2年前、大学卒業と同時に上京して以来、この社員20人ほどの小さな会社で、経理をやっている。
東京のビジネス街とはいっても、ここは中心部からは少し外れた、各国の大使館や大学の集中する、閑静な街。
大都会の慌ただしさは感じられず、暢気者の私でも、何とかやっていけている。
この会社は、近くの大使館や大学、大きな会社の会員制社交クラブや病院などなどに、美術品や置物などの調度品の調達や、時には全体のプロデュースも請け負う、アートコンサルティング会社だ。
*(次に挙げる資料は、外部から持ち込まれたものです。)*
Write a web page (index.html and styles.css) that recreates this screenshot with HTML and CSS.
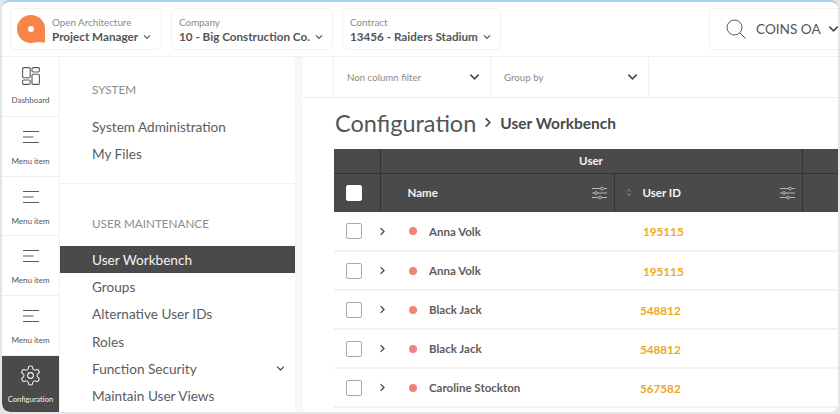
FILE: index.html
```html
<!DOCTYPE html>
<html lang="en">
<head>
    <meta charset="UTF-8">
    <title>Configuration - User Workbench</title>
    <link rel="stylesheet" href="styles.css">
</head>
<body>
    <svg class="defs" width="0" height="0">
        <symbol id="chev-down" viewBox="0 0 12 8"><path d="M1.5 1.5 6 6l4.5-4.5" fill="none" stroke="currentColor" stroke-width="1.8"/></symbol>
        <symbol id="chev-right" viewBox="0 0 8 12"><path d="M1.5 1.5 6 6l-4.5 4.5" fill="none" stroke="currentColor" stroke-width="1.8"/></symbol>
        <symbol id="burger" viewBox="0 0 18 14"><path d="M1 1.5h16M1 7h10.5M1 12.5h16" fill="none" stroke="currentColor" stroke-width="1.2"/></symbol>
        <symbol id="sliders" viewBox="0 0 15 14">
            <g fill="none" stroke="currentColor" stroke-width="1">
                <path d="M0 2.5h15M0 7h15M0 11.5h15"/>
                <circle cx="10" cy="2.5" r="1.4" fill="#4a4a4a"/>
                <circle cx="4" cy="7" r="1.4" fill="#4a4a4a"/>
                <circle cx="8" cy="11.5" r="1.4" fill="#4a4a4a"/>
            </g>
        </symbol>
    </svg>

    <div class="window">
        <header class="topbar">
            <div class="picker picker-role">
                <svg class="logo" viewBox="0 0 28 28">
                    <defs>
                        <radialGradient id="logoFade" cx="0.62" cy="1" r="0.5">
                            <stop offset="0" stop-color="#fff"/>
                            <stop offset="1" stop-color="#f98447"/>
                        </radialGradient>
                    </defs>
                    <path d="M0 14a14 14 0 0 1 28 0v14H14A14 14 0 0 1 0 14z" fill="#f98447"/>
                    <path d="M14 17v11h14v-1H19a6 6 0 0 1-5-10z" fill="url(#logoFade)"/>
                    <circle cx="14" cy="14" r="3" fill="#fff"/>
                </svg>
                <div class="picker-text">
                    <span class="picker-label">Open Architecture</span>
                    <span class="picker-value">Project Manager <svg class="chev"><use href="#chev-down"/></svg></span>
                </div>
            </div>
            <div class="picker picker-company">
                <div class="picker-text">
                    <span class="picker-label">Company</span>
                    <span class="picker-value">10 - Big Construction Co. <svg class="chev"><use href="#chev-down"/></svg></span>
                </div>
            </div>
            <div class="picker picker-contract">
                <div class="picker-text">
                    <span class="picker-label">Contract</span>
                    <span class="picker-value">13456 - Raiders Stadium <svg class="chev"><use href="#chev-down"/></svg></span>
                </div>
            </div>
            <div class="search">
                <svg class="search-icon" viewBox="0 0 20 20"><circle cx="8.5" cy="8.5" r="7.5" fill="none" stroke="currentColor" stroke-width="1"/><path d="m14 14 5.5 5.5" fill="none" stroke="currentColor" stroke-width="1"/></svg>
                <span class="search-text">COINS OA</span>
                <svg class="chev-lg"><use href="#chev-down"/></svg>
            </div>
        </header>

        <div class="body">
            <nav class="rail">
                <a class="rail-item rail-first">
                    <svg class="rail-icon" viewBox="0 0 18 18">
                        <g fill="none" stroke="currentColor" stroke-width="1.1">
                            <rect x="0.6" y="0.6" width="7.6" height="10.2" rx="1.2"/>
                            <rect x="0.6" y="13" width="7.6" height="4.4" rx="1.2"/>
                            <rect x="10" y="0.6" width="7.4" height="4.4" rx="1.2"/>
                            <rect x="10" y="7.2" width="7.4" height="10.2" rx="1.2"/>
                        </g>
                    </svg>
                    <span>Dashboard</span>
                </a>
                <a class="rail-item"><svg class="rail-icon burger"><use href="#burger"/></svg><span>Menu item</span></a>
                <a class="rail-item"><svg class="rail-icon burger"><use href="#burger"/></svg><span>Menu item</span></a>
                <a class="rail-item"><svg class="rail-icon burger"><use href="#burger"/></svg><span>Menu item</span></a>
                <a class="rail-item"><svg class="rail-icon burger"><use href="#burger"/></svg><span>Menu item</span></a>
                <a class="rail-item rail-active">
                    <svg class="rail-icon gear" viewBox="0 0 24 24">
                        <path d="M12.22 2h-.44a2 2 0 0 0-2 2v.18a2 2 0 0 1-1 1.73l-.43.25a2 2 0 0 1-2 0l-.15-.08a2 2 0 0 0-2.73.73l-.22.38a2 2 0 0 0 .73 2.73l.15.1a2 2 0 0 1 1 1.72v.51a2 2 0 0 1-1 1.74l-.15.09a2 2 0 0 0-.73 2.73l.22.38a2 2 0 0 0 2.73.73l.15-.08a2 2 0 0 1 2 0l.43.25a2 2 0 0 1 1 1.73V20a2 2 0 0 0 2 2h.44a2 2 0 0 0 2-2v-.18a2 2 0 0 1 1-1.73l.43-.25a2 2 0 0 1 2 0l.15.08a2 2 0 0 0 2.73-.73l.22-.39a2 2 0 0 0-.73-2.73l-.15-.08a2 2 0 0 1-1-1.74v-.5a2 2 0 0 1 1-1.74l.15-.09a2 2 0 0 0 .73-2.73l-.22-.38a2 2 0 0 0-2.73-.73l-.15.08a2 2 0 0 1-2 0l-.43-.25a2 2 0 0 1-1-1.73V4a2 2 0 0 0-2-2z" fill="none" stroke="currentColor" stroke-width="1.1"/>
                        <circle cx="12" cy="12" r="3" fill="none" stroke="currentColor" stroke-width="1.1"/>
                    </svg>
                    <span>Configuration</span>
                </a>
            </nav>

            <aside class="menu">
                <section class="menu-group">
                    <h3>SYSTEM</h3>
                    <a class="menu-link">System Administration</a>
                    <a class="menu-link">My Files</a>
                </section>
                <section class="menu-group menu-group-second">
                    <h3>USER MAINTENANCE</h3>
                    <a class="menu-link menu-active">User Workbench</a>
                    <a class="menu-link">Groups</a>
                    <a class="menu-link">Alternative User IDs</a>
                    <a class="menu-link">Roles</a>
                    <a class="menu-link">Function Security <svg class="chev"><use href="#chev-down"/></svg></a>
                    <a class="menu-link">Maintain User Views</a>
                </section>
            </aside>

            <main class="main">
                <div class="filters">
                    <div class="filter-spacer"></div>
                    <div class="filter filter-wide">Non column filter <svg class="chev-lg"><use href="#chev-down"/></svg></div>
                    <div class="filter filter-narrow">Group by <svg class="chev-lg"><use href="#chev-down"/></svg></div>
                </div>

                <div class="heading">
                    <h1>Configuration</h1>
                    <svg class="crumb-sep"><use href="#chev-right"/></svg>
                    <h2>User Workbench</h2>
                </div>

                <table class="grid">
                    <colgroup>
                        <col class="col-check">
                        <col class="col-name">
                        <col class="col-id">
                        <col class="col-rest">
                    </colgroup>
                    <thead>
                        <tr class="head-group">
                            <th></th>
                            <th colspan="2">User</th>
                            <th></th>
                        </tr>
                        <tr class="head-cols">
                            <th><span class="box box-head"></span></th>
                            <th>
                                <div class="head-cell head-name">Name <svg class="sliders"><use href="#sliders"/></svg></div>
                            </th>
                            <th>
                                <div class="head-cell head-id">
                                    <svg class="sort" viewBox="0 0 6 10"><path d="M1 4 3 1.5 5 4M1 6l2 2.5L5 6" fill="none" stroke="currentColor" stroke-width="0.8"/></svg>
                                    User ID
                                    <svg class="sliders"><use href="#sliders"/></svg>
                                </div>
                            </th>
                            <th></th>
                        </tr>
                    </thead>
                    <tbody id="rows"></tbody>
                </table>
            </main>
        </div>
    </div>

    <script>
        const usuarios = [
            ['Anna Volk', '195115', 'id-short'],
            ['Anna Volk', '195115', 'id-short'],
            ['Black Jack', '548812', ''],
            ['Black Jack', '548812', ''],
            ['Caroline Stockton', '567582', '']
        ];
        const rows = document.getElementById('rows');
        usuarios.forEach(u => {
            rows.innerHTML += `
                <tr>
                    <td><span class="box"></span></td>
                    <td>
                        <div class="user">
                            <svg class="expand"><use href="#chev-right"/></svg>
                            <span class="dot"></span>
                            <span class="user-name">${u[0]}</span>
                        </div>
                    </td>
                    <td class="user-id ${u[2]}">${u[1]}</td>
                    <td></td>
                </tr>
            `;
        });
    </script>
</body>
</html>
```

FILE: styles.css
```css
* {
    box-sizing: border-box;
}

html, body {
    margin: 0;
    height: 100%;
    overflow: hidden;
}

body {
    font-family: Lato, "Open Sans", sans-serif;
    background-color: #e6e6e6;
    color: #4a4a4a;
}

.defs {
    display: block;
    height: 0;
}

.window {
    width: 836px;
    height: 412px;
    margin-left: 2px;
    background: white;
    border-top: 2px solid #a5d0ef;
    border-radius: 8px;
    overflow: hidden;
    display: flex;
    flex-direction: column;
}

.topbar {
    height: 55px;
    flex: none;
    display: flex;
    padding: 6px 0 0 8px;
    border-bottom: 1px solid #f1f1f1;
}

.picker, .search {
    height: 42px;
    flex: none;
    border: 1px solid #f1f1f1;
    border-radius: 5px;
    display: flex;
    align-items: center;
}

.picker {
    margin-right: 9px;
}

.picker-role {
    width: 152px;
    padding-left: 6px;
}

.picker-company {
    width: 162px;
    padding-left: 7px;
}

.picker-contract {
    width: 159px;
    padding-left: 7px;
}

.logo {
    width: 28px;
    height: 28px;
    margin-right: 7px;
    flex: none;
}

.picker-text {
    display: flex;
    flex-direction: column;
    white-space: nowrap;
}

.picker-label {
    font-size: 9.8px;
    line-height: 14px;
    color: #8a8a8a;
}

.picker-value {
    font-size: 11.7px;
    line-height: 15px;
    font-weight: 700;
    color: #555;
}

.chev {
    width: 8px;
    height: 6px;
    margin-left: 2px;
    vertical-align: 1px;
    color: #555;
}

.chev-lg {
    width: 11px;
    height: 8px;
    color: #4a4a4a;
    flex: none;
}

.search {
    width: 131px;
    margin-left: 199px;
    padding-left: 16px;
    border-right: none;
    border-radius: 5px 0 0 5px;
}

.search-icon {
    width: 20px;
    height: 20px;
    color: #555;
    flex: none;
}

.search-text {
    margin: 0 7px 0 10px;
    font-size: 13.6px;
    white-space: nowrap;
    color: #555;
}

.body {
    flex: 1;
    display: flex;
    min-height: 0;
}

.rail {
    width: 58px;
    flex: none;
    display: flex;
    flex-direction: column;
    border-right: 1px solid #f1f1f1;
}

.rail-item {
    height: 59.8px;
    flex: none;
    display: flex;
    flex-direction: column;
    align-items: center;
    padding-top: 10px;
    border-bottom: 1px solid #efefef;
    font-size: 8px;
    color: #555;
}

.rail-item span {
    line-height: 12px;
}

.rail-icon {
    width: 18px;
    height: 18px;
    margin-bottom: 7px;
    color: #5a5a5a;
}

.rail-first .rail-icon {
    margin-bottom: 9px;
}

.burger {
    width: 18px;
    height: 14px;
    margin: 3px 0 11px;
}

.rail-active {
    flex: 1;
    background: #4a4a4a;
    color: #f2f2f2;
    border-bottom: none;
    border-bottom-left-radius: 8px;
    padding-top: 8px;
    font-size: 7.6px;
}

.gear {
    width: 23px;
    height: 23px;
    margin-bottom: 6px;
    color: #f2f2f2;
}

.menu {
    width: 235px;
    flex: none;
    overflow: hidden;
}

.menu-group {
    height: 127px;
    border-bottom: 1px solid #f1f1f1;
    padding-top: 25px;
}

.menu-group-second {
    height: auto;
    border-bottom: none;
    padding-top: 32px;
}

.menu-group h3 {
    margin: 0 0 17px 32px;
    font-size: 11.7px;
    line-height: 14px;
    font-weight: 400;
    color: #8c8c8c;
}

.menu-group-second h3 {
    margin-bottom: 16px;
}

.menu-link {
    height: 27.3px;
    padding: 0 10px 0 32px;
    display: flex;
    align-items: center;
    justify-content: space-between;
    font-size: 13.6px;
    color: #5c5c5c;
    white-space: nowrap;
}

.menu-active {
    background: #4a4a4a;
    color: #f4f4f4;
}

.menu-link .chev {
    width: 9px;
    height: 7px;
}

.main {
    flex: 1;
    min-width: 0;
    border-left: 8px solid #f6f7f9;
    overflow: hidden;
}

.filters {
    height: 41px;
    display: flex;
    border-bottom: 1px solid #ededed;
}

.filter-spacer {
    width: 31px;
    border-right: 1px solid #f1f1f1;
}

.filter {
    display: flex;
    align-items: center;
    justify-content: space-between;
    padding: 0 10px 0 13px;
    border-right: 1px solid #f1f1f1;
    font-size: 9.7px;
    color: #8a8a8a;
}

.filter-wide {
    width: 157px;
}

.filter-narrow {
    width: 158px;
}

.heading {
    height: 50px;
    display: flex;
    align-items: center;
    padding: 0 0 1px 32px;
}

.heading h1 {
    margin: 0 8px 0 0;
    font-size: 23.5px;
    font-weight: 400;
    color: #555;
}

.heading h2 {
    margin: 0;
    font-size: 15.5px;
    font-weight: 700;
    color: #4a4a4a;
}

.crumb-sep {
    width: 8px;
    height: 11px;
    margin-right: 8px;
    color: #4a4a4a;
}

.grid {
    margin: 1px 0 0 31px;
    width: 506px;
    table-layout: fixed;
    border-collapse: collapse;
}

.col-check {
    width: 46px;
}

.col-name {
    width: 234px;
}

.col-id {
    width: 188px;
}

.col-rest {
    width: 38px;
}

.grid thead {
    background: #4a4a4a;
    color: #f4f4f4;
}

.grid th {
    padding: 0;
    font-weight: 700;
    font-size: 11.5px;
    border-left: 1px solid #333;
}

.grid th:first-child {
    border-left: none;
}

.head-group {
    height: 24px;
    border-bottom: 1px solid #333;
}

.head-cols {
    height: 39px;
}

.head-cols th:first-child {
    text-align: left;
    padding-left: 12px;
}

.head-cell {
    display: flex;
    align-items: center;
    font-size: 11.5px;
}

.head-name {
    padding: 0 7px 0 27px;
    justify-content: space-between;
}

.head-id {
    padding: 0 7px 0 11px;
}

.sort {
    width: 6px;
    height: 9px;
    margin-right: 11px;
    color: #aaa;
}

.head-id .sliders {
    margin-left: auto;
}

.sliders {
    width: 15px;
    height: 14px;
    color: #b5b5b5;
}

.box {
    display: block;
    width: 16px;
    height: 16px;
    background: white;
    border: 1.5px solid #aaa;
    border-radius: 2px;
}

.box-head {
    border-color: white;
}

.grid tbody tr {
    height: 39px;
    border-bottom: 2px solid #f2f2f2;
}

.grid td {
    padding: 0;
}

.grid td:first-child {
    padding-left: 12px;
}

.user {
    display: flex;
    align-items: center;
    font-size: 11.5px;
    font-weight: 700;
    color: #5c5c5c;
}

.expand {
    width: 7px;
    height: 9px;
    flex: none;
    color: #4a4a4a;
    margin: 0 23px 0 -1px;
}

.dot {
    width: 8px;
    height: 8px;
    flex: none;
    background: #f4827a;
    border-radius: 50%;
    margin-right: 12px;
}

.user-name {
    white-space: nowrap;
}

.user-id {
    font-size: 11.7px;
    font-weight: 700;
    color: #eea71f;
    padding-left: 26px !important;
}

.id-short {
    padding-left: 29px !important;
}
```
余裕のある階層相手の商売とあって、客層もおだやか、会社全体の雰囲気も、どこかのんびりとしている。
さっきも、
(小橋ちゃん、さっきはずいぶん絞られてたじゃないの)
食後の一服から何食わぬ顔で帰ってきた浜田係長が、嬉しそうに耳打ちしてきた。
(ズルいですよ、ハマさん。
私が叱られ終わるの、待って入ってきたんでしょ!)
(ハハハ、まあまあ。おぉっといけない。まだ帯刀さん、こっち睨んでるよ、『小橋、休憩、終わり!』ってね)
「…う」
もう、意地悪!
恨めしい気持ちでハマさんを睨むと、彼は、“ゴメン”とこちらにウィンクしてみせた。
とまあ、社長直々に叱られても、こんな感じで弄られるくらい。
だから私は、例え通勤に片道1時間30分かかろうと、華やかさに欠けようと。
私は今の、刺激の少なーい、平和な日々に満足している。
ただし、ヤツの存在を除いては。